Returning economic growth and decreased storage inventories are expected to place upward pressure on US natural gas prices in the coming winter, despite resurgent production, the Natural Gas Supply Association said Oct. 7 in its annual winter outlook.
“This winter the economy should continue its recovery from the shock of 2020 and COVID-19,” said David Attwood, NGSA chairman and ExxonMobil vice president of the Americas, gas optimization and trading, in a briefing on NGSA’s 2021-2022 Winter Outlook for Natural Gas, released the same day.
The trade group’s outlook is based on five factors: economy, weather, overall demand, supply and storage. It draws on data from Energy Ventures Analysis and the US Energy Information Administration for demand and supply projections, and Moody’s Analytics, Bureau of Labor Statistics, the University of Michigan, and Energy Ventures Analysis for its economic projections.
This year’s report pointed to upward pressure on gas prices — which averaged $3.09/MMBtu at Henry Hub last winter — emerging from forecasts of GDP growth of 10% and considerably lower storage levels, 3% below the five-year average.
Nonetheless, NGSA assessed “neutral pressure” on prices from the demand side, with customer demand at 111.9 Bcf/d, 1% above the prior winter, mostly driven by exports and a more robust industrial sector.

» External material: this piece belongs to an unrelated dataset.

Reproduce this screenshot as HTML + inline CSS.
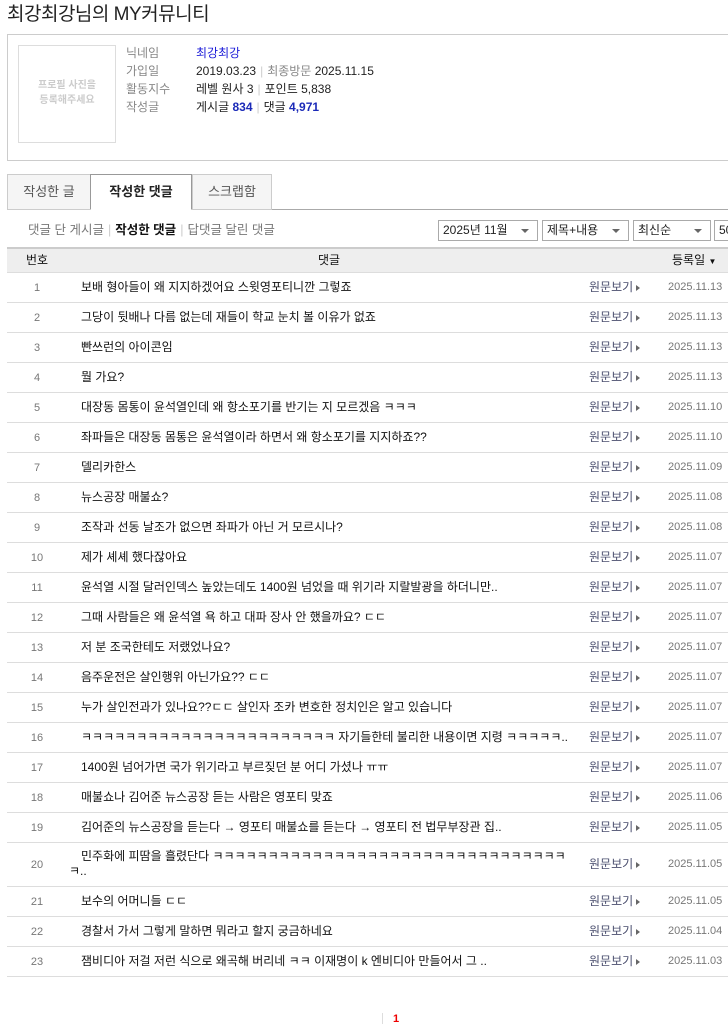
<!DOCTYPE html>
<html><head><meta charset="utf-8"><style>
*{margin:0;padding:0;box-sizing:border-box}
body{width:728px;height:1029px;overflow:hidden;background:#fff;font-family:"Liberation Sans","Noto Sans CJK KR",sans-serif;font-size:12px;color:#222;position:relative}
.a{position:absolute;white-space:nowrap;line-height:16px}
h1{position:absolute;left:7px;top:2px;font-size:19px;font-weight:normal;color:#222;letter-spacing:-0.5px;line-height:26px}
.box{position:absolute;left:7px;top:34px;width:740px;height:127px;border:1px solid #ccc}
.ph{position:absolute;left:18px;top:45px;width:98px;height:98px;border:1px solid #ddd;color:#ccc;font-size:10px;text-align:center;padding-top:32px;line-height:15px;font-weight:bold}
.lb{color:#888}
.sep{color:#ccc;margin:0 4px}
.blue{color:#1b2ab8;font-weight:bold}
.tab{position:absolute;top:174px;height:36px;border:1px solid #ccc;background:#f5f5f5;color:#555;font-size:13px;text-align:center;line-height:34px}
.sel{position:absolute;top:220px;height:21px;border:1px solid #aaa;font-size:12px;line-height:19px;padding-left:4px;background:#fff}
.sel:after{content:"";position:absolute;right:8px;top:8px;border:4px solid transparent;border-top:4px solid #666;border-bottom:0}
.hd{position:absolute;left:7px;top:247px;width:721px;height:26px;background:#eee;border-top:2px solid #ccc;border-bottom:1px solid #ddd}
.row{position:absolute;left:7px;width:721px;border-bottom:1px solid #ddd}
.row span{line-height:15px}
.row .n{position:absolute;left:0;width:60px;text-align:center;color:#777;font-size:11px}
.row .c{position:absolute;left:74px;width:510px;color:#111}
.row .v{position:absolute;left:582px;color:#4a4e6e}
.row .v:after{content:"";display:inline-block;margin-left:3px;border:3px solid transparent;border-left:4px solid #666;border-right:0;vertical-align:0}
.row .d{position:absolute;left:661px;color:#777;font-size:11px}
</style></head><body>
<h1>최강최강님의 MY커뮤니티</h1>
<div class="box"></div>
<div class="ph">프로필 사진을<br>등록해주세요</div>
<div class="a lb" style="left:126px;top:45px">닉네임</div><div class="a" style="left:196px;top:45px;color:#1a1ad8">최강최강</div>
<div class="a lb" style="left:126px;top:63px">가입일</div><div class="a" style="left:196px;top:63px">2019.03.23<span class="sep">|</span><span class="lb">최종방문</span> 2025.11.15</div>
<div class="a lb" style="left:126px;top:81px">활동지수</div><div class="a" style="left:196px;top:81px">레벨 원사 3<span class="sep">|</span>포인트 5,838</div>
<div class="a lb" style="left:126px;top:99px">작성글</div><div class="a" style="left:196px;top:99px">게시글 <span class="blue">834</span><span class="sep">|</span>댓글 <span class="blue">4,971</span></div>
<div class="a" style="left:7px;top:209px;width:721px;border-top:1px solid #aaa"></div>
<div class="tab" style="left:7px;width:84px">작성한 글</div>
<div class="tab" style="left:90px;width:102px;background:#fff;border-color:#999;border-bottom:1px solid #fff;color:#222;font-weight:bold">작성한 댓글</div>
<div class="tab" style="left:192px;width:80px">스크랩함</div>
<div class="a" style="left:28px;top:222px;color:#777;font-size:12.5px">댓글 단 게시글<span class="sep">|</span><b style="color:#111">작성한 댓글</b><span class="sep">|</span>답댓글 달린 댓글</div>
<div class="sel" style="left:438px;width:100px">2025년 11월</div>
<div class="sel" style="left:542px;width:87px">제목+내용</div>
<div class="sel" style="left:633px;width:78px">최신순</div>
<div class="sel" style="left:714px;width:40px">50</div>
<div class="hd"></div>
<div class="a" style="left:26px;top:252px;color:#111">번호</div>
<div class="a" style="left:318px;top:252px;color:#111">댓글</div>
<div class="a" style="left:672px;top:252px;color:#111">등록일 <span style="font-size:8px">▼</span></div>
<div class="row" style="top:273px;height:30px"><span class="n" style="top:8px">1</span><span class="c" style="top:7px">보배 형아들이 왜 지지하겠어요 스윗영포티니깐 그렇죠</span><span class="v" style="top:7px">원문보기</span><span class="d" style="top:7px">2025.11.13</span></div>
<div class="row" style="top:303px;height:30px"><span class="n" style="top:8px">2</span><span class="c" style="top:7px">그당이 뒷배나 다름 없는데 재들이 학교 눈치 볼 이유가 없죠</span><span class="v" style="top:7px">원문보기</span><span class="d" style="top:7px">2025.11.13</span></div>
<div class="row" style="top:333px;height:30px"><span class="n" style="top:8px">3</span><span class="c" style="top:7px">빤쓰런의 아이콘임</span><span class="v" style="top:7px">원문보기</span><span class="d" style="top:7px">2025.11.13</span></div>
<div class="row" style="top:363px;height:30px"><span class="n" style="top:8px">4</span><span class="c" style="top:7px">뭘 가요?</span><span class="v" style="top:7px">원문보기</span><span class="d" style="top:7px">2025.11.13</span></div>
<div class="row" style="top:393px;height:30px"><span class="n" style="top:8px">5</span><span class="c" style="top:7px">대장동 몸통이 윤석열인데 왜 항소포기를 반기는 지 모르겠음 ㅋㅋㅋ</span><span class="v" style="top:7px">원문보기</span><span class="d" style="top:7px">2025.11.10</span></div>
<div class="row" style="top:423px;height:30px"><span class="n" style="top:8px">6</span><span class="c" style="top:7px">좌파들은 대장동 몸통은 윤석열이라 하면서 왜 항소포기를 지지하죠??</span><span class="v" style="top:7px">원문보기</span><span class="d" style="top:7px">2025.11.10</span></div>
<div class="row" style="top:453px;height:30px"><span class="n" style="top:8px">7</span><span class="c" style="top:7px">델리카한스</span><span class="v" style="top:7px">원문보기</span><span class="d" style="top:7px">2025.11.09</span></div>
<div class="row" style="top:483px;height:30px"><span class="n" style="top:8px">8</span><span class="c" style="top:7px">뉴스공장 매불쇼?</span><span class="v" style="top:7px">원문보기</span><span class="d" style="top:7px">2025.11.08</span></div>
<div class="row" style="top:513px;height:30px"><span class="n" style="top:8px">9</span><span class="c" style="top:7px">조작과 선동 날조가 없으면 좌파가 아닌 거 모르시나?</span><span class="v" style="top:7px">원문보기</span><span class="d" style="top:7px">2025.11.08</span></div>
<div class="row" style="top:543px;height:30px"><span class="n" style="top:8px">10</span><span class="c" style="top:7px">제가 셰셰 했다잖아요</span><span class="v" style="top:7px">원문보기</span><span class="d" style="top:7px">2025.11.07</span></div>
<div class="row" style="top:573px;height:30px"><span class="n" style="top:8px">11</span><span class="c" style="top:7px">윤석열 시절 달러인덱스 높았는데도 1400원 넘었을 때 위기라 지랄발광을 하더니만..</span><span class="v" style="top:7px">원문보기</span><span class="d" style="top:7px">2025.11.07</span></div>
<div class="row" style="top:603px;height:30px"><span class="n" style="top:8px">12</span><span class="c" style="top:7px">그때 사람들은 왜 윤석열 욕 하고 대파 장사 안 했을까요? ㄷㄷ</span><span class="v" style="top:7px">원문보기</span><span class="d" style="top:7px">2025.11.07</span></div>
<div class="row" style="top:633px;height:30px"><span class="n" style="top:8px">13</span><span class="c" style="top:7px">저 분 조국한테도 저랬었나요?</span><span class="v" style="top:7px">원문보기</span><span class="d" style="top:7px">2025.11.07</span></div>
<div class="row" style="top:663px;height:30px"><span class="n" style="top:8px">14</span><span class="c" style="top:7px">음주운전은 살인행위 아닌가요?? ㄷㄷ</span><span class="v" style="top:7px">원문보기</span><span class="d" style="top:7px">2025.11.07</span></div>
<div class="row" style="top:693px;height:30px"><span class="n" style="top:8px">15</span><span class="c" style="top:7px">누가 살인전과가 있나요??ㄷㄷ 살인자 조카 변호한 정치인은 알고 있습니다</span><span class="v" style="top:7px">원문보기</span><span class="d" style="top:7px">2025.11.07</span></div>
<div class="row" style="top:723px;height:30px"><span class="n" style="top:8px">16</span><span class="c" style="top:7px">ㅋㅋㅋㅋㅋㅋㅋㅋㅋㅋㅋㅋㅋㅋㅋㅋㅋㅋㅋㅋㅋㅋㅋ 자기들한테 불리한 내용이면 지령 ㅋㅋㅋㅋㅋ..</span><span class="v" style="top:7px">원문보기</span><span class="d" style="top:7px">2025.11.07</span></div>
<div class="row" style="top:753px;height:30px"><span class="n" style="top:8px">17</span><span class="c" style="top:7px">1400원 넘어가면 국가 위기라고 부르짖던 분 어디 가셨나 ㅠㅠ</span><span class="v" style="top:7px">원문보기</span><span class="d" style="top:7px">2025.11.07</span></div>
<div class="row" style="top:783px;height:30px"><span class="n" style="top:8px">18</span><span class="c" style="top:7px">매불쇼나 김어준 뉴스공장 듣는 사람은 영포티 맞죠</span><span class="v" style="top:7px">원문보기</span><span class="d" style="top:7px">2025.11.06</span></div>
<div class="row" style="top:813px;height:30px"><span class="n" style="top:8px">19</span><span class="c" style="top:7px">김어준의 뉴스공장을 듣는다 → 영포티 매불쇼를 듣는다 → 영포티 전 법무부장관 집..</span><span class="v" style="top:7px">원문보기</span><span class="d" style="top:7px">2025.11.05</span></div>
<div class="row" style="top:843px;height:44px"><span class="n" style="top:15px">20</span><span class="c" style="top:6px;white-space:normal">민주화에 피땀을 흘렸단다 ㅋㅋㅋㅋㅋㅋㅋㅋㅋㅋㅋㅋㅋㅋㅋㅋㅋㅋㅋㅋㅋㅋㅋㅋㅋㅋㅋㅋㅋㅋㅋㅋ<br><span style="margin-left:-12px">ㅋ..</span></span><span class="v" style="top:14px">원문보기</span><span class="d" style="top:14px">2025.11.05</span></div>
<div class="row" style="top:887px;height:30px"><span class="n" style="top:8px">21</span><span class="c" style="top:7px">보수의 어머니들 ㄷㄷ</span><span class="v" style="top:7px">원문보기</span><span class="d" style="top:7px">2025.11.05</span></div>
<div class="row" style="top:917px;height:30px"><span class="n" style="top:8px">22</span><span class="c" style="top:7px">경찰서 가서 그렇게 말하면 뭐라고 할지 궁금하네요</span><span class="v" style="top:7px">원문보기</span><span class="d" style="top:7px">2025.11.04</span></div>
<div class="row" style="top:947px;height:30px"><span class="n" style="top:8px">23</span><span class="c" style="top:7px">잼비디아 저걸 저런 식으로 왜곡해 버리네 ㅋㅋ 이재명이 k 엔비디아 만들어서 그 ..</span><span class="v" style="top:7px">원문보기</span><span class="d" style="top:7px">2025.11.03</span></div>
<div class="a" style="left:382px;top:1013px;height:11px;border-left:1px solid #ddd"></div>
<div class="a" style="left:393px;top:1011px;color:#e00;font-weight:bold;font-size:11px">1</div>
</body></html>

Gas exports were expected to be up 17%, with LNG exports estimated to reach 12.0 Bcf/d in winter 2021-2022, compared with 10.3 Bcf/d the prior season, and pipeline exports to Mexico at 6.4 Bcf/d, up from 5.4 Bcf/d. Industrial demand was estimated to reach 24.9 Bcf/d this winter, up about 4% from 23.9 Bcf/d a year earlier, according to the outlook.
‘Careful pace’ for production
On the supply side, the outlook expected increases in production this winter, with the daily average up 4% or 3.7 Bcf/d above last year winter, putting downward pressure on prices.
“Production growth is increasing at a careful pace, not too exuberant, because of continued uncertainty caused by COVID,” Attwood said. He pointed to higher rig counts and the returning contribution of associate gas.
“In the downturn, we saw a buildup in the inventory of [drilled but uncompleted wells] and we’re seeing completion of those DUCs — that’s a drawdown in that inventory,” he added. “And we also see supply increase due to the service of several pipelines has helped run natural gas from the Permian to the market.”
Also affecting the production climate is uncertainty in the regulatory environment around pipeline certificates, the possibility of a fee on methane, and whether there will be a carbon market or a variation of such policy, he said.
According to Attwood, producers have responded to market signals, but in the Northeast, there have been delays and cancelations in pipeline infrastructure intended to ease congestion and narrow the price differences between producing regions and demand centers.
NGSA put the cumulative Northeast pipeline cancelations at 4.76 Bcf/d, with delayed projects also putting off 2.4 Bcf/d in capacity. Transcontinental Gas Pipe Line’s Leidi South Expansion pipeline project, at 600 MMcf/d, will be the only Northeast pipeline that comes online in the 2021-2022 season, Attwood said.
On the demand side, residential and commercial demand is projected to stay flat, amid increased efficiency, according to the outlook.
Coal-to-gas switching
Electric sector demand for gas is seen decreasing by about 8% or 2.2 Bcf/d, due to short-term economic switching from gas to coal, given expected higher gas prices than last winter. The estimated capabilities for such switching from coal to gas in 2022 is estimated at between 2.5 Bcf/d and 3.5 Bcf/d in 2022, down from about 6 Bcf/d in 2017, Attwood said.
Attood cited a net gain of 400 MW of structural gas-fired generation capacity additions, when gas steam turbines retirements are also taken into account. Coal retirements were seen at 20 GW for 2021-2022.
“New gas-fired capacity additions are mostly concentrated in the East, Midwest and South Central as these regions are close to low-cost gas resources and are still experiencing some growth in electricity demand,” he said.
NGSA expected a 4% or 1 Bcf increase in industrial sector demand this winter due to higher utilization of facilities as the economy recovers.
The biggest wildcard in the outlook was the COVID-19 trajectory and its impact on economic recovery, Attwood said, adding that LNG exports also remained a potential driver of changes as does weather.
Regional swings were also possible.
“Because of infrastructure constraints[and] state policies, there’s always the possibility that regional infrastructure constraints, perhaps in California or Northeast, could cause short-term price spikes in areas with constrained pipeline capacity,” Attwood said.